5 Cultural Suggestions — Miguel von Hafe Pérez
Every week, UMBIGO invites a person to share their 5 cultural suggestions. What can we do at home? From a book to a podcast, album or film: here are recommendations from artists, curators, gallery owners, cultural activists, friends.
We will share the recipe for what makes us better, and we remain united and positive.
Miguel von Hafe Pérez
During the confinement, I base myself on my surroundings to share the suggestions that were asked of me. I’m going against the general tendency to mention digitally diffused programs. Yes, I’m getting old-fashioned, but for better or worse, the small scratches on vinyl records and the fingered pages of books still thrill me.
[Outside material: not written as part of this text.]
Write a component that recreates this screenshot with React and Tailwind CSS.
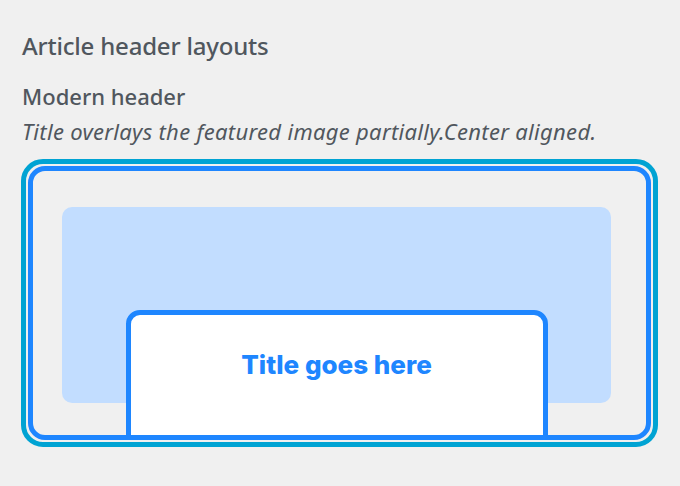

And we’re all a bit fed up with work meetings and compulsive leisure in front of screens, aren’t we?
First, the musical suggestion: the 1968 Delay record by Can. An album released only in 1981, but which could have been the band’s first if any label had dared to release it. Recorded between 1968 and 1969, it materializes an experimentalism that was decisive for contemporary music.
Speaking of decisive authors, and as I’m compulsively attracted to books with artists’ writings, I mention two fundamental elements to understand 20th-century art: Marcel Duchamp and Richard Hamilton. Without the second, we would not be able to understand the first. In the compiled correspondence entitled Affectionately, Marcel, we read the darkest thoughts and the banalest request for monetary loans or difficult collections. The life of a genius is obviously also related to these banalities. Richard Hamilton’s Collected Words exudes intelligence: in addition to being a pivotal artist, he created the seminal exhibitions Man, Machine and Motion of 1955 and This Is Tomorrow of 1956, among others.
Different from the artist’s books, we have the artist’s books, which I also cherish. I have the privilege of having, together with Marta, the almost complete collection of books published by Maria Nordman. With her, publishing is a natural and irreplaceable extension of the sculptural exercise. An artist with undeserved visibility disproportionate to her importance in the history of art of the last fifty years, sometimes her projects of public art can take more than ten years to materialize (hence the generalized resistance on the part of institutions to work with someone with such a strong demand and commitment to her work and how it should be articulated with the audience). An artist that I recommend to all who like art, because they should discover her in greater depth. Her interpersonal proposals and the construction of new cities/communities with a primordial relationship with nature should be paradigms of possible and necessary utopias.
Finally, a fundamental guide to the work of Mark Manders, his Reference Book, published by Roma Publications, which he co-founded. An artist who has always been surprising and unique, whom I had the privilege of exhibiting at the CGAC in Santiago de Compostela, when I was director, in a beautiful and disconcerting exhibition curated by Javier Hontoria. An artist I hope to show in a comprehensive exhibition in Portugal!